Surya menduga, perubahan-perubahan (restrukturisasi) itu semata-mata hanya untuk kepentingan PT IBF agar laporan keuangannya terlihat baik dan bisa menjadi perusahaan go publik.
“Perhitungan untuk perjanjian-perjanjian yang belum selesai atas harga objek leasing yang tahun pembuatannya pada tahun 2012-2013, pada restrukturisasi terakhir jauh lebih mahal sekitar lebih dari 100 persen dari harga pasar per-unit pertahun pembuatan 2012-2013, bahkan dari harga unit baru.” Terang Surya.
Menurut dia, hal itu diakui atau dicatat dalam Account Reiceivable Ledger Report (catatan akunting) yang dibuat oleh PT IBF perihal keterangan nilai aset pendirian CV Kalimass Jaya Utama.
“Perhitungan restrukturisasi itu seharusnya meringankan beban kewajiban CV Kalimass, namun sebaliknya, sisa utang diperhitungkan secara akumulatif, tidak wajar dan ditentukan sendiri oleh PT IBF, seperti pembebanan bunga, denda keterlambatan dan bunga berbunga.” Ungkap Surya.
“Perhitungan PT IBF mempraktekan bunga berbunga, padahal dalam transaksi Syariah, hal itu tidak diperbolehkan.
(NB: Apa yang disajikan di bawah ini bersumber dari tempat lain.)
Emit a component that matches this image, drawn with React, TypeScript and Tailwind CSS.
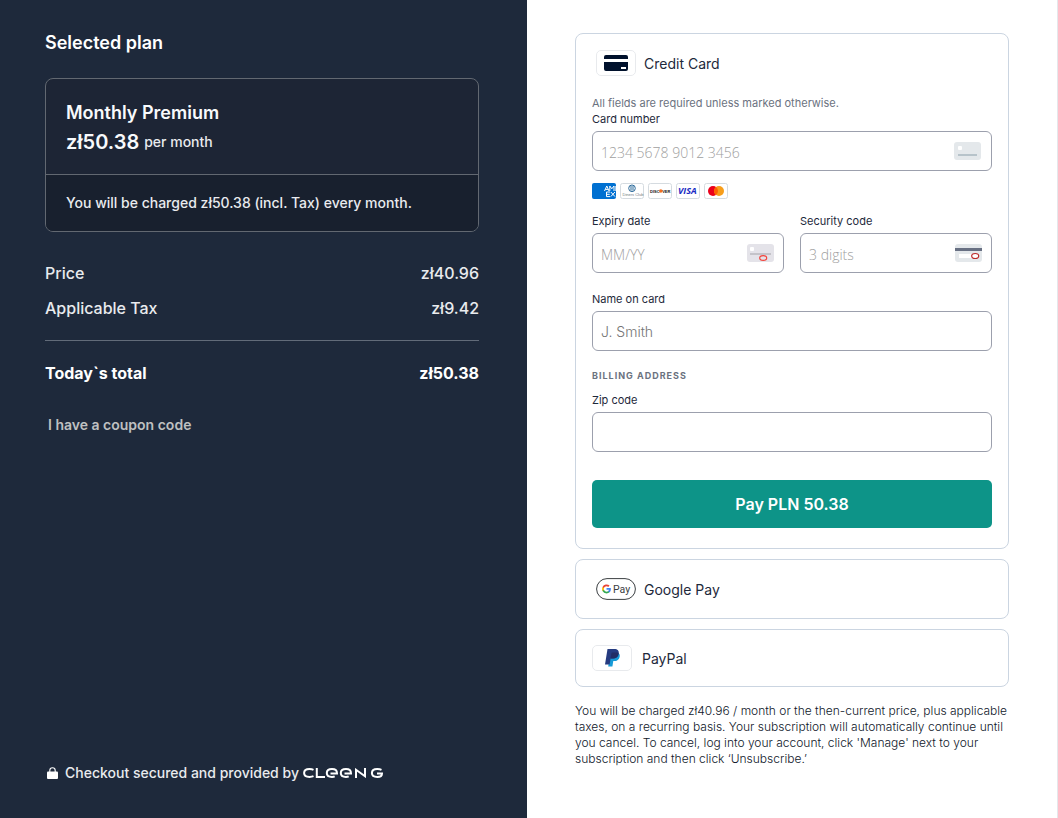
import type { ReactNode } from 'react';

const fieldClass =
  'h-10 w-full rounded-[6px] border border-[#9ca0ad] bg-white px-2 text-[#1e293b] outline-none focus:border-[#0d9488]';
const hostedFieldClass =
  "pt-0.5 font-['Open_Sans',sans-serif] text-[14px] font-light placeholder:text-[#a0a0a0]";

function Field({ id, label, placeholder, hosted, icon }: {
  id: string;
  label: string;
  placeholder?: string;
  hosted?: boolean;
  icon?: ReactNode;
}) {
  return (
    <div>
      <label htmlFor={id} className="block text-[11px] leading-4 text-[#1e293b]">{label}</label>
      <div className="relative mt-1">
        <input
          id={id}
          type="text"
          placeholder={placeholder}
          className={`${fieldClass} ${hosted ? hostedFieldClass : 'text-[14px] font-light placeholder:text-[#757575]'}`}
        />
        {icon && <span className="pointer-events-none absolute top-[11px] right-[9px]">{icon}</span>}
      </div>
    </div>
  );
}

function NumberIcon() {
  return (
    <svg width="28" height="18" viewBox="0 0 28 18" className="mr-px block">
      <rect width="27" height="18" rx="3" fill="#e4e8eb" />
      <rect x="4" y="4" width="4" height="4" rx="1" fill="#fff" />
      <rect x="4" y="12" width="19" height="2" fill="#b7c3ca" />
    </svg>
  );
}

function ExpiryIcon() {
  return (
    <svg width="28" height="18" viewBox="0 0 28 18" className="block">
      <rect width="27" height="18" rx="3" fill="#e4e3e9" />
      <rect x="3" y="3" width="4" height="4" rx="1" fill="#fff" />
      <rect x="3" y="9" width="21" height="2" fill="#c4c3c9" />
      <ellipse cx="16.200" cy="14" rx="3.500" ry="2.400" fill="#e4e3e9" stroke="#f2453d" strokeWidth="1.200" />
    </svg>
  );
}

function CodeIcon() {
  return (
    <svg width="28" height="18" viewBox="0 0 28 18" className="block">
      <rect width="27" height="18" rx="3" fill="#e4e8eb" />
      <rect y="4" width="27" height="3" fill="#687083" />
      <rect x="4" y="10" width="13" height="4" fill="#fff" />
      <ellipse cx="20.200" cy="12" rx="3.500" ry="2.500" fill="#fff" stroke="#bd2b2b" strokeWidth="1.200" />
    </svg>
  );
}

function CardBrands() {
  return (
    <div className="mt-3 flex gap-1" role="group" aria-label="Accepted cards">
      <svg width="24" height="16" viewBox="0 0 24 16">
        <rect width="24" height="16" rx="2" fill="#0070d1" />
        <g fill="none" stroke="#fff" strokeWidth="1">
          <path d="M12.500 8 14.800 3 17 8M13.500 6.400h2.800M17.800 8V3l2 2.800L22 3v5M23.900 3v5" />
          <path d="M18 9h-3.500v4.600H18M14.500 11.300h3.200M18.800 9l4.200 4.600M23 9l-4.200 4.600" />
        </g>
      </svg>
      <svg width="24" height="16" viewBox="0 0 24 16">
        <rect x=".5" y=".5" width="23" height="15" rx="2" fill="#fff" stroke="#d5dbe0" />
        <circle cx="12" cy="5.300" r="3.300" fill="#fff" stroke="#2b6a9b" strokeWidth="1" />
        <path d="M11 3v4.600M13 3v4.600" stroke="#2b6a9b" strokeWidth="1" />
        <text x="2.500" y="13.200" fontSize="4" fill="#737b82" fontFamily="Liberation Sans, sans-serif">Diners Club</text>
      </svg>
      <svg width="24" height="16" viewBox="0 0 24 16">
        <rect x=".5" y=".5" width="23" height="15" rx="2" fill="#fff" stroke="#d5dbe0" />
        <text x="2" y="9.500" fontSize="4" fontWeight="700" fill="#111" fontFamily="Liberation Sans, sans-serif">DISC</text>
        <circle cx="12.800" cy="8" r="1.800" fill="#f37021" />
        <text x="14.200" y="9.500" fontSize="4" fontWeight="700" fill="#111" fontFamily="Liberation Sans, sans-serif">VER</text>
      </svg>
      <svg width="24" height="16" viewBox="0 0 24 16">
        <rect x=".5" y=".5" width="23" height="15" rx="2" fill="#fff" stroke="#d5dbe0" />
        <text x="2" y="11.400" fontSize="9" fontWeight="700" fontStyle="italic" fill="#1a2bc4" fontFamily="Open Sans, sans-serif">VISA</text>
      </svg>
      <svg width="24" height="16" viewBox="0 0 24 16">
        <rect x=".5" y=".5" width="23" height="15" rx="2" fill="#fff" stroke="#d5dbe0" />
        <circle cx="9" cy="8" r="5" fill="#eb001b" />
        <circle cx="15" cy="8" r="5" fill="#f79e1b" />
        <path d="M12 4a5 5 0 0 1 0 8 5 5 0 0 1 0-8Z" fill="#ff5f00" />
      </svg>
    </div>
  );
}

function CreditCardIcon() {
  return (
    <svg width="40" height="26" viewBox="0 0 40 26">
      <rect x=".5" y=".5" width="39" height="25" rx="4.5" fill="#fff" stroke="#e8eaed" />
      <path d="M8 7a2 2 0 0 1 2-2h20a2 2 0 0 1 2 2v2H8ZM8 12h24v7a2 2 0 0 1-2 2H10a2 2 0 0 1-2-2Z" fill="#00112c" />
      <rect x="25" y="17" width="5" height="2" fill="#fff" />
    </svg>
  );
}

function GooglePayIcon() {
  return (
    <svg width="40" height="22" viewBox="0 0 40 22">
      <rect x=".6" y=".6" width="38.8" height="20.8" rx="10.4" fill="#fff" stroke="#3c4043" strokeWidth="1" />
      <g transform="translate(5.6 6) scale(.41)">
        <path fill="#4285F4" d="M22.56 12.25c0-.78-.07-1.53-.2-2.25H12v4.26h5.92a5.06 5.06 0 0 1-2.2 3.32v2.77h3.57c2.08-1.92 3.27-4.74 3.27-8.1Z" />
        <path fill="#34A853" d="M12 23c2.97 0 5.46-.98 7.28-2.66l-3.57-2.77c-.98.66-2.23 1.06-3.71 1.06-2.86 0-5.29-1.93-6.16-4.53H2.18v2.84A11 11 0 0 0 12 23Z" />
        <path fill="#FBBC05" d="M5.84 14.09a6.6 6.6 0 0 1 0-4.18V7.07H2.18a11 11 0 0 0 0 9.86Z" />
        <path fill="#EA4335" d="M12 5.38c1.62 0 3.06.56 4.21 1.64l3.15-3.15A11 11 0 0 0 2.18 7.07l3.66 2.84C6.71 7.31 9.14 5.38 12 5.38Z" />
      </g>
      <text x="17" y="14.8" fontSize="10.5" fill="#3c4043" fontFamily="Roboto, sans-serif">Pay</text>
    </svg>
  );
}

function PayPalIcon() {
  return (
    <svg width="40" height="26" viewBox="0 0 40 26">
      <rect x=".5" y=".5" width="39" height="25" rx="4.5" fill="#fff" stroke="#e8eaed" />
      <path d="M26.7 8.2c1 .8 1.3 2 1 3.5-.6 3.1-2.6 4.400-5.600 4.400h-.8l-.9 5.400h-4.200l.4-2.400 2-8.900Z" fill="#179bd7" />
      <path d="M15.500 4h6.800c3.300 0 5 1.700 4.400 4.800-.6 3.400-2.800 4.800-6.100 4.800h-2l-1 5.900H13Z" fill="#253b80" />
      <path d="M19.400 8.200c.1-.5.4-.7.9-.7h4.600c.7 0 1.300.2 1.800.5-.4 3.900-2.700 5.600-6.100 5.600h-2Z" fill="#222d65" />
    </svg>
  );
}

function CleengLogo() {
  return (
    <svg width="80" height="10" viewBox="0 0 80 10" role="img" aria-label="Cleeng" fill="none" stroke="#fff" strokeWidth="2">
      <path d="M10.500 1.800Q9 1.100 6.500 1.100C3 1.100 1.100 2.500 1.100 5s1.900 3.900 5.400 3.900q2.500 0 4-.7" />
      <path d="M13.800 0v8.900H22" />
      <path d="M27.500 5.400h6.500C34 2.500 32 1.100 29 1.100c-3.300 0-5.200 1.500-5.200 3.900s1.900 3.900 5.200 3.900q1.700 0 2.700-.5" />
      <path d="M41.500 5.400h6.500C48 2.500 46 1.100 43 1.100c-3.300 0-5.200 1.500-5.200 3.900s1.900 3.900 5.200 3.900q1.700 0 2.700-.5" />
      <path d="M53 10V1.800l9 6.400V0" />
      <path d="M78.500 1.800Q77 1.100 74.300 1.100c-3.500 0-5.400 1.400-5.400 3.900s1.900 3.900 5.400 3.900c2.800 0 4.700-1.100 4.700-3.500h-5" />
    </svg>
  );
}

function SummaryRow({ label, value, bold }: { label: string; value: string; bold?: boolean }) {
  return (
    <div className={`flex justify-between text-[16px] leading-5 ${bold ? 'font-bold text-white' : 'font-medium text-[#e9ebee]'}`}>
      <dt>{label}</dt>
      <dd>{value}</dd>
    </div>
  );
}

export default function App() {
  return (
    <div className="grid min-h-screen grid-cols-[527fr_530fr] border-r border-[#e5e7eb] bg-white font-['Inter',sans-serif]">
      <aside className="flex flex-col bg-[#1e293b] pt-8 pr-12 pb-9 pl-[45px] text-[#e9ebee]">
        <h1 className="text-[18px] leading-[22px] font-semibold text-white">Selected plan</h1>

        <section className="mt-6 overflow-hidden rounded-[8px] border border-[#626871] bg-[#1d2535]">
          <div className="px-5 pt-[22px] pb-[19px]">
            <h2 className="text-[18px] leading-6 font-semibold text-[#f8fafc]">Monthly Premium</h2>
            <p className="mt-[5px] flex items-start gap-[5px]">
              <strong className="text-[20px] leading-[25px] font-semibold text-[#f8fafc]">zł50.38</strong>
              <span className="text-[14px] leading-6 font-medium">per month</span>
            </p>
          </div>
          <p className="border-t border-[#626871] bg-[#18202e] px-5 py-[18px] text-[14px] leading-5 font-medium">
            You will be charged zł50.38 (incl. Tax) every month.
          </p>
        </section>

        <dl className="mt-[31px]">
          <SummaryRow label="Price" value="zł40.96" />
          <div className="mt-[15px] border-b border-[#626b79] pb-[22px]">
            <SummaryRow label="Applicable Tax" value="zł9.42" />
          </div>
          <div className="mt-[22px]">
            <SummaryRow label="Today`s total" value="zł50.38" bold />
          </div>
        </dl>

        <button type="button" className="mt-8 ml-[3px] self-start text-[14px] leading-5 font-semibold text-[#bfc0c1]">
          I have a coupon code
        </button>

        <footer className="mt-auto flex items-center text-[14px] leading-[18px] font-medium">
          <svg width="11" height="12" viewBox="0 0 11 12" className="ml-[2px]">
            <rect y="4.500" width="11" height="7.500" rx="1" fill="#fff" />
            <path d="M2.800 5V3.500a2.700 2.700 0 0 1 5.400 0V5" fill="none" stroke="#fff" strokeWidth="1.100" />
          </svg>
          <span className="ml-[7px]">Checkout secured and provided by</span>
          <a href="#cleeng" className="ml-1"><CleengLogo /></a>
        </footer>
      </aside>

      <main className="px-12 pt-[33px]">
        <section className="rounded-[8px] border border-[#cbd5e1] px-4 pt-4 pb-5">
          <h2 className="flex items-center gap-2 pl-1 text-[14px] text-[#1e293b]">
            <CreditCardIcon />
            Credit Card
          </h2>
          <form onSubmit={(event) => event.preventDefault()}>
            <p className="mt-[19px] text-[11px] leading-4 text-[#6b7280]">All fields are required unless marked otherwise.</p>
            <Field id="card-number" label="Card number" placeholder="1234 5678 9012 3456" hosted icon={<NumberIcon />} />
            <CardBrands />
            <div className="mt-[14px] grid grid-cols-2 gap-4">
              <Field id="expiry" label="Expiry date" placeholder="MM/YY" hosted icon={<ExpiryIcon />} />
              <Field id="code" label="Security code" placeholder="3 digits" hosted icon={<CodeIcon />} />
            </div>
            <div className="mt-[18px]">
              <Field id="holder" label="Name on card" placeholder="J. Smith" />
            </div>
            <h3 className="mt-[17px] mb-2 text-[9px] leading-4 font-bold tracking-[1px] text-[#6b7280]">BILLING ADDRESS</h3>
            <Field id="zip" label="Zip code" />
            <button type="submit" className="mt-7 h-12 w-full rounded-[5px] bg-[#0d9488] text-[16px] font-semibold text-white">
              Pay PLN 50.38
            </button>
          </form>
        </section>

        <button type="button" className="mt-[10px] flex h-[60px] w-full items-center gap-2 rounded-[8px] border border-[#cbd5e1] px-5 text-[14px] text-[#1e293b]">
          <GooglePayIcon />
          Google Pay
        </button>
        <button type="button" className="mt-[10px] flex h-[58px] w-full items-center gap-[10px] rounded-[8px] border border-[#cbd5e1] px-4 text-[14px] text-[#1e293b]">
          <PayPalIcon />
          PayPal
        </button>

        <p className="mt-4 text-[12px] leading-4 font-light text-[#0f172a]">
          You will be charged zł40.96 / month or the then-current price, plus applicable taxes, on a recurring basis. Your
          subscription will automatically continue until you cancel. To cancel, log into your account, click 'Manage' next to
          your subscription and then click ‘Unsubscribe.’
        </p>
      </main>
    </div>
  );
}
CV Kalimass telah dibebani utang yang melebihi 100 persen dari utang sebelum restrukturisasi.” Kata Surya.
Dijelaskan, PT IBF telah mengirimkan surat penarikan perjanjian objek perjanjian/leasing, sebagaimana tertuang di dalam surat no 493/IBF-CLC/XI/15 tertanggal 18 November 2015, Surat no 036/IBF-CLC/II/17 tertanggal 16 Februari 2017, dan surat no 117/IBF-CLC/VIII/17 tertanggal 30 AGustus 2017.
“Namun tidak dilakukan oleh PT IBF yang mengakibatkan utang CV Kalimass semakin membengkak. Sebagaimana ketentuan leasing sewa beli jika angsuran tertunggak, seharusnya PT IBF melakukan penarikan objek perjanjian,” Kata Surya.
Sikap PT IBF yang membiarkan atau tidak menarik unit barang atau objek leasing, disertai melakukan penghitungan yang tidak wajar dengan cara membebani CV Kalimass atas bunga berbunga dan denda secara akumulatif, ditegaskan Surya, hal itu telah mematikan usaha CV Kalimass.
“Selain itu, CV Kalimass juga telah dirugikan oleh PT IBF dimana dokumen berupa invoice asli atas unit/barang modal yang telah lunas dibayar, tidak diserahkan kepada CV Kalimass.” ungkap Surya.
Atas dasar itulah, Pihak CV Kalimass menduga telah terjadi penggelapan unit sewa beli yang telah lunas atas 9 perjanjian sewa beli tetapi invoice asli masih ditahan oleh PT IBF.
“Kami sudah meminta kepada pihak IBF tetapi sampai saat ini belum ada tanggapan. Invoice asli masih ada di Bank.” Katanya.Surya menegaskan, apabila tidak ditanggapi, pihaknya berencana menyampaikan kepada Bank-bank yang menahan invoice tersebut.